Biking for Christ in Flint, Michigan.
The fourth Parliament of the World’s Religions meets in Barcelona this week, drawing more than 7,000 people from five continents to discuss religiously motivated violence, international debt, the plight of refugees and universal access to clean water.
“‘I suspect that if we do have a settlement on the moon, there will be a Chabad house there.’” Michael Kress, in The Dallas Morning News, talks with the followers of Rabbi Menachem Mendel Schneerson, the seventh rebbe (spiritual leader) of the Chabad-Lubavitch Hasidic movement.
The New York Times’s Somini Sengupta reinforces Moktada al-Sadr’s thug-life image in a report on the cleric and his die-hard followers, who have taken control of the 10th-century Imam Ali shrine: the “sacred centerpiece of Iraq’s Shiite heartland,” and a “no-go area to the Iraqi police. ” 23-year old Mustafa Jabbar and his wife are two of these followers, ready to serve as martyrs for Sadr’s movement. “If need be,” Sengupta writes, “they will volunteer their first born as well, a baby boy, now 45 days old. ‘I will put mines in the baby and blow him up,’ Mr. Jabbar said. He has named the baby Moktada.”
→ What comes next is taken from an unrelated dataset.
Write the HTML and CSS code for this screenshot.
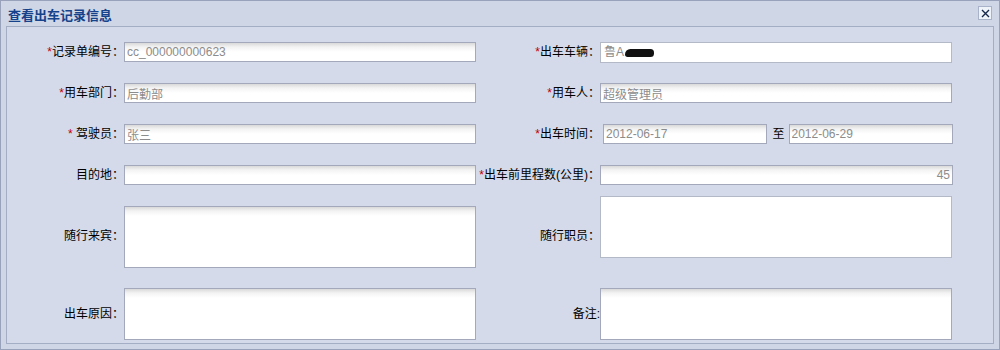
FILE: index.html
```html
<!DOCTYPE html>
<html lang="zh-CN">

<head>
    <meta charset="UTF-8">
    <title>查看出车记录信息</title>
    <link rel="stylesheet" href="styles.css">
</head>

<body>
    <div class="window">
        <div class="win-header">
            <span class="win-title">查看出车记录信息</span>
            <span class="win-close">
                <svg width="9" height="9" viewBox="0 0 9 9">
                    <path d="M1 1 L8 8 M8 1 L1 8" stroke="#15284b" stroke-width="1.4" fill="none"/>
                </svg>
            </span>
        </div>

        <div class="win-body">
            <form class="record-form">
                <!-- row 1 -->
                <label class="lbl"><em>*</em>记录单编号：</label>
                <input class="txt" type="text" value="cc_000000000623" readonly>
                <label class="lbl"><em>*</em>出车车辆：</label>
                <div class="txt plain tall">鲁A<span class="blot"></span></div>

                <!-- row 2 -->
                <label class="lbl"><em>*</em>用车部门：</label>
                <input class="txt" type="text" value="后勤部" readonly>
                <label class="lbl"><em>*</em>用车人：</label>
                <input class="txt" type="text" value="超级管理员" readonly>

                <!-- row 3 -->
                <label class="lbl"><em>*</em> 驾驶员：</label>
                <input class="txt" type="text" value="张三" readonly>
                <label class="lbl"><em>*</em>出车时间：</label>
                <div class="date-range">
                    <input class="txt" type="text" value="2012-06-17" readonly>
                    <span class="to">至</span>
                    <input class="txt" type="text" value="2012-06-29" readonly>
                </div>

                <!-- row 4 -->
                <label class="lbl">目的地：</label>
                <input class="txt" type="text" value="" readonly>
                <label class="lbl"><em>*</em>出车前里程数(公里)：</label>
                <input class="txt num" type="text" value="45" readonly>

                <!-- row 5 -->
                <label class="lbl lbl-area">随行来宾：</label>
                <textarea class="txt area guest" readonly></textarea>
                <label class="lbl lbl-area">随行职员：</label>
                <textarea class="txt area plain" readonly></textarea>

                <!-- row 6 -->
                <label class="lbl lbl-mid">出车原因：</label>
                <textarea class="txt area short" readonly></textarea>
                <label class="lbl lbl-mid">备注:</label>
                <textarea class="txt area short" readonly></textarea>
            </form>
        </div>
    </div>
</body>

</html>
```

FILE: styles.css
```css
body {
    margin: 0;
    padding: 0;
    font-family: "Liberation Sans", "Noto Sans CJK SC", sans-serif;
    font-size: 12px;
    background-color: #cfd7e7;
}

.window {
    width: 1000px;
    height: 350px;
    box-sizing: border-box;
    border: 1px solid #98a2ba;
    background-color: #cfd7e7;
    padding: 0 5px 5px 5px;
    overflow: hidden;
}

.win-header {
    height: 25px;
    display: flex;
    align-items: center;
    justify-content: space-between;
    padding: 0 2px 0 2px;
}

.win-title {
    font-size: 13px;
    font-weight: bold;
    color: #15428b;
    margin-top: 1px;
}

.win-close {
    width: 12px;
    height: 12px;
    border: 1px solid #a8b2c8;
    background-color: #eef2f9;
    display: flex;
    align-items: center;
    justify-content: center;
    margin-top: -1px;
}

.win-body {
    height: 318px;
    box-sizing: border-box;
    border: 1px solid #a3aec5;
    background-color: #d4dae9;
    overflow: hidden;
}

.record-form {
    display: grid;
    grid-template-columns: 117px 353px 123px 353px;
    grid-template-rows: 41px 41px 41px 31px 92px 52px;
    align-items: start;
    padding-top: 15px;
    margin: 0;
}

.lbl {
    text-align: right;
    line-height: 20px;
    white-space: nowrap;
    color: #000;
}

.lbl em {
    font-style: normal;
    color: #c00000;
}

.lbl-area {
    margin-top: 30px;
}

.lbl-mid {
    align-self: center;
}

.txt {
    width: 352px;
    height: 20px;
    box-sizing: border-box;
    margin: 0;
    padding: 1px 2px;
    border: 1px solid #a3a9ba;
    font-family: "Liberation Sans", "Noto Sans CJK SC", sans-serif;
    font-size: 12px;
    color: #8c8c8c;
    background: linear-gradient(to bottom, #d9d9d9 0, #f3f3f3 4px, #fff 9px);
    outline: none;
}

.plain {
    background: #fff;
    border-color: #b4b9c8;
}

.tall {
    height: 21px;
    line-height: 17px;
    padding-left: 3px;
}

.blot {
    display: inline-block;
    width: 29px;
    height: 8px;
    margin-left: 1px;
    vertical-align: -1px;
    background-color: #111;
    border-radius: 6px 4px 4px 3px;
}

.num {
    text-align: right;
    width: 353px;
}

.date-range {
    display: flex;
    align-items: center;
    padding-left: 3px;
}

.date-range .txt {
    width: 165px;
}

.to {
    color: #000;
    margin: 0 4px 0 5px;
    line-height: 20px;
}

.area {
    resize: none;
    height: 62px;
    display: block;
}

.guest {
    margin-top: 10px;
}

.short {
    height: 52px;
}
```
“Nothing encourages more reverie about the meaning of it all than lives glimpsed from a train window: the poignancy of patio chairs, tilted, as if in prayer, to let rain run off them; figures momentarily looking up from sinks, as if in an Edward Hopper painting; a child’s empty climbing frame. Such sights bring home the simple, uniform melancholy of all our lives and can leave one aching for an answer.” Roger Tugholm, in The Guardian, finds enlightenment in his daily commute.